Secondly, it points more to a peer-to-peer future than a hub solution like SWIFT. Given the concerns of international insurance/reinsurance companies about data security, sensitive information and control of data , this will - in my view - make adoption easier.

Alain Beland - 15 Jan 2017, 8:57 a.m.

Great Paul, thanks for the information.

Steve Hales - 16 Jan 2017, 8:49 a.m.

Interesting discussion. My feeling is that it is still early days for us in the Insurance industry to really understand what could be the full effect of blockchain. The great thing is that we are actively investigating it via B3i, rather than waiting to be disrupted.

Arno Greter - 19 Jan 2017, 8:29 a.m.

Interesting read and discussion. Thanks for sharing your thoughts, Paul.

Christian Richter - 3 Mar 2017, 3:46 p.m.

Thanks for sharing your thoughts, Paul. Very comprehensive list of reasons in my view.

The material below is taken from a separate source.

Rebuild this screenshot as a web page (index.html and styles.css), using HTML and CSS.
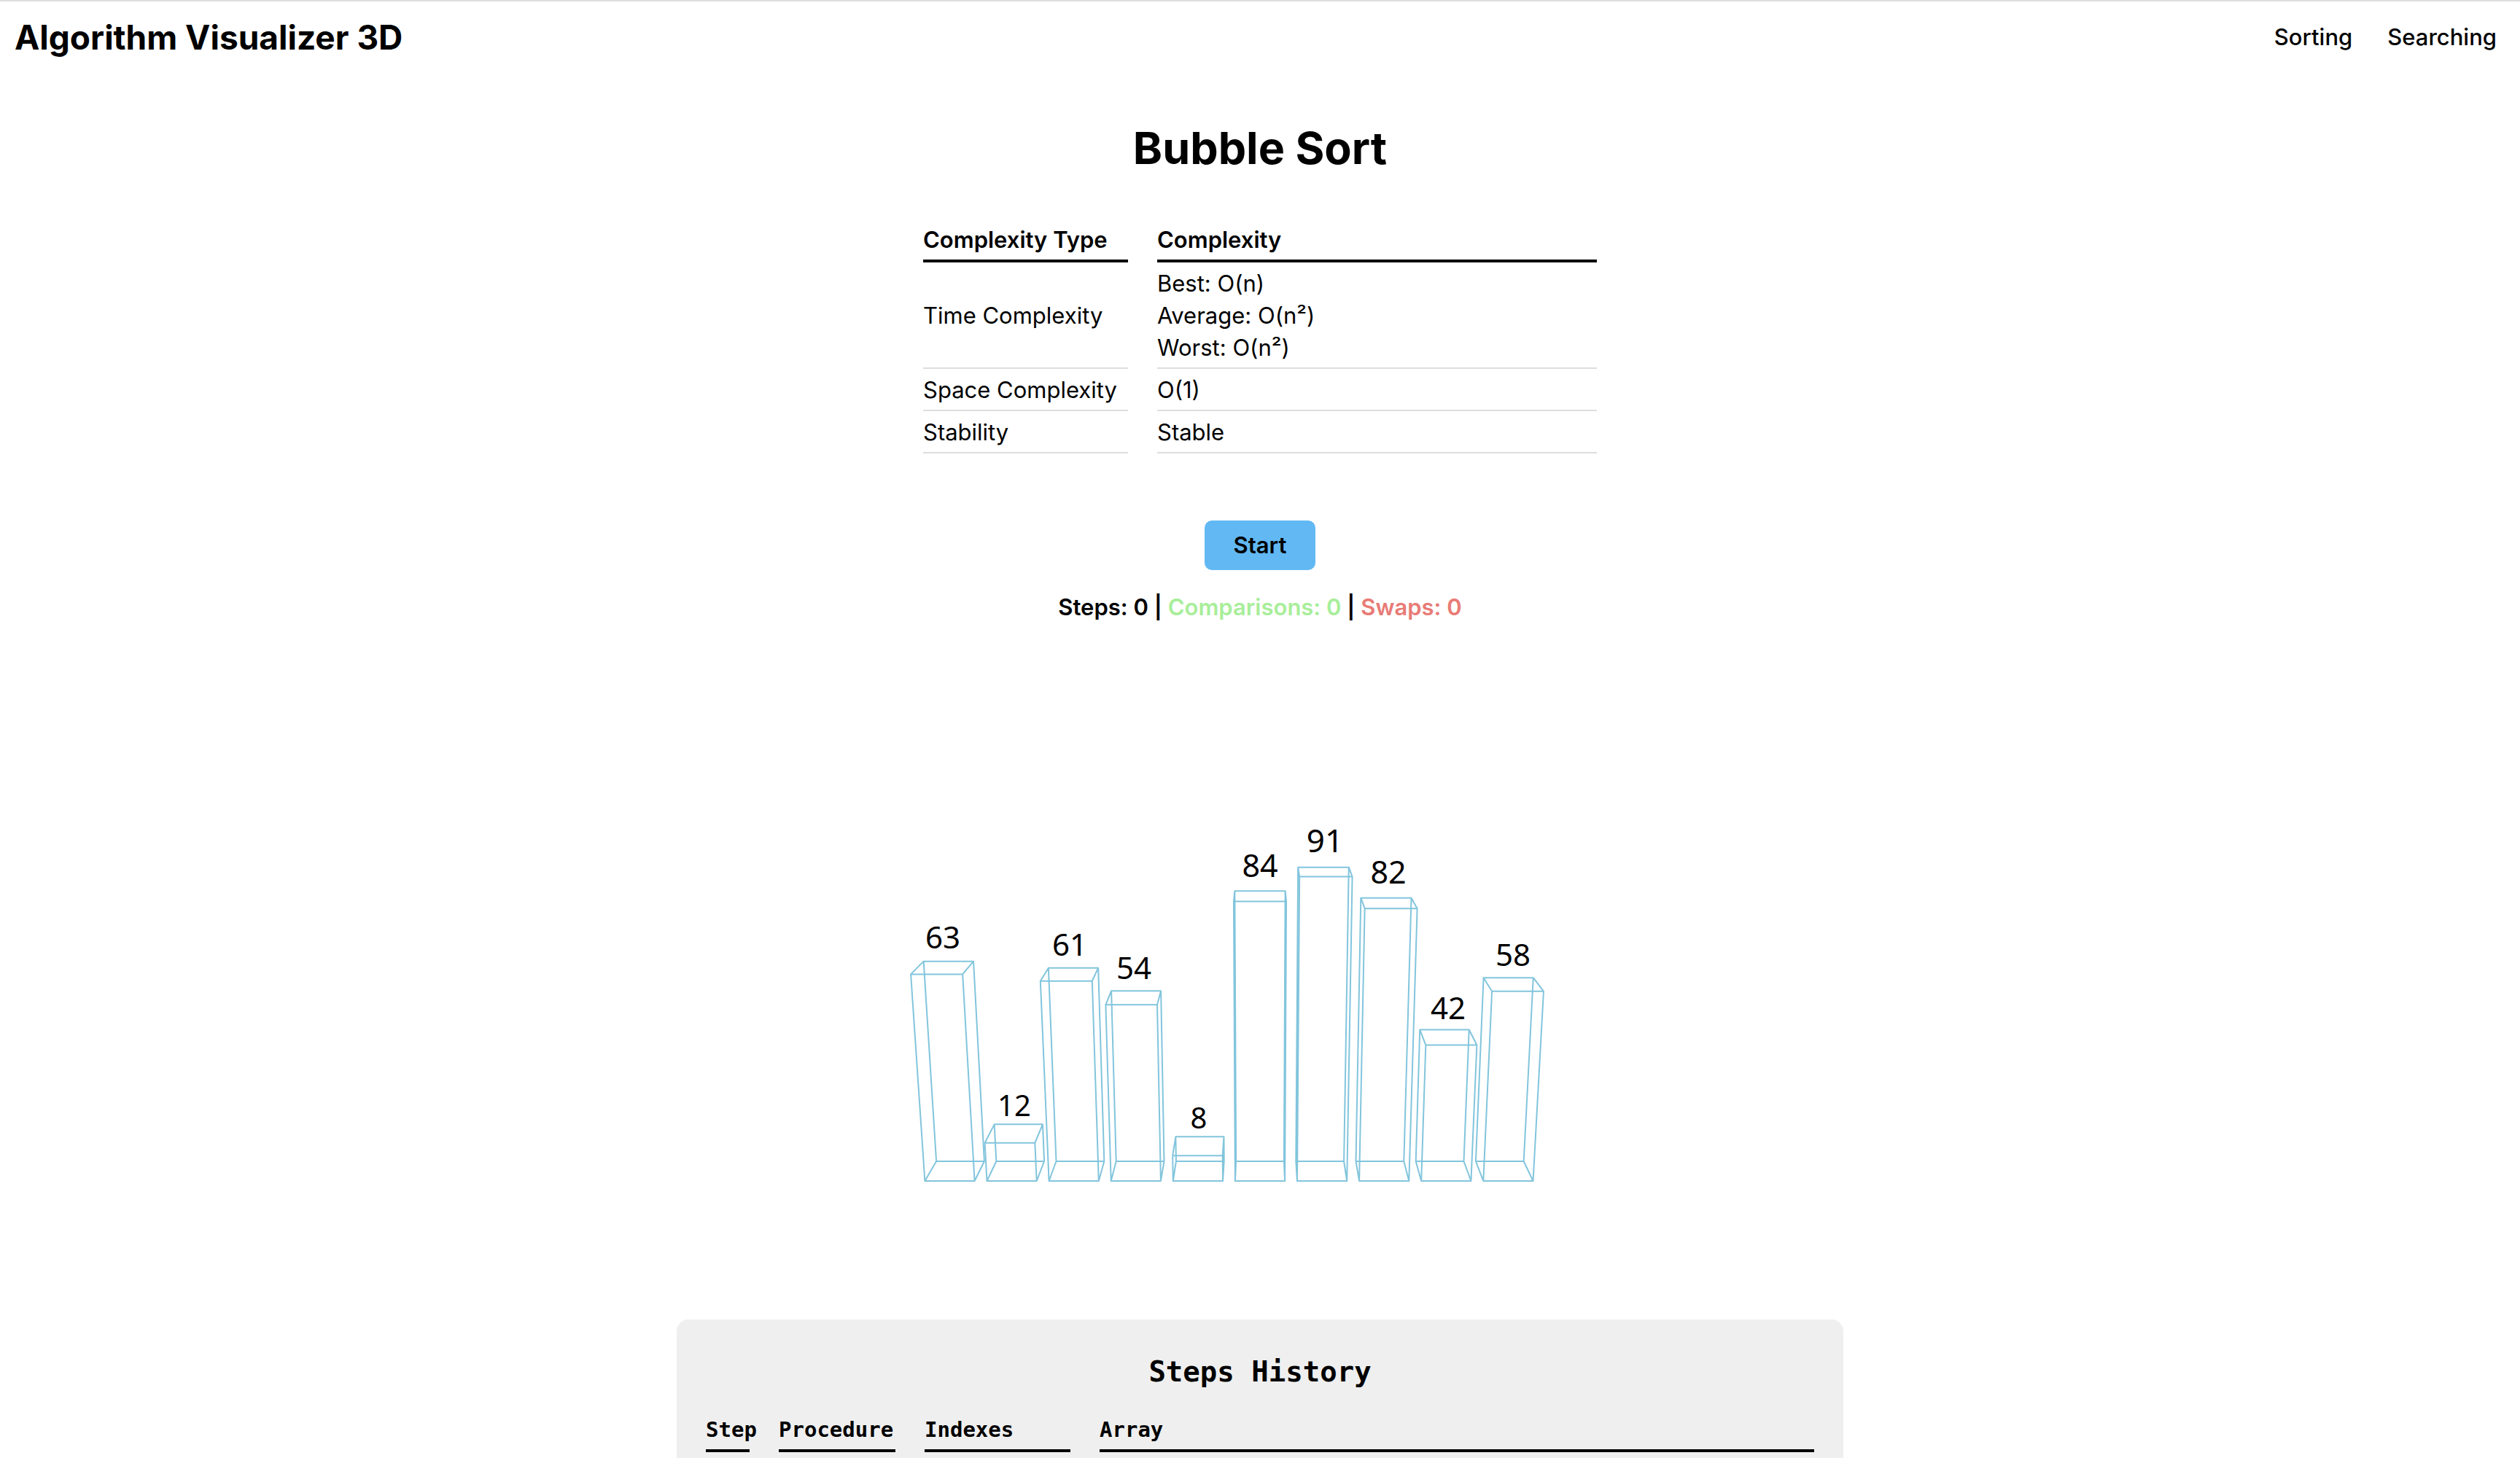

I personally would emphasize two points here:
a) the need to establish standard for messaging, transactions as well as contracts and claims statements in the industry -- this is what drove part of the efficiency play in retail and commercial banking (even of one could argue it increased the speed towards commoditization of banking services but the regulators contributed their part to this too). The insurance industry has some standards but the are only partially adopted which is what still keeps intermediaries and they marketplace platforms alive; sometimes with no real value-add
b) the need to establish a consortium that defines standards, drives out efficiencies and promotes innovation based on DLT that is solely born by industry players themselves and follows the open source ideas at its best; given what some banks already started (i.e. JP Morgan with EEA etc.) this is the most straight-forward and collaborative way to drive adoption in the industry

Im am thrilled to see B3i taking the initial steps towards the industry vision you have outlined in your article!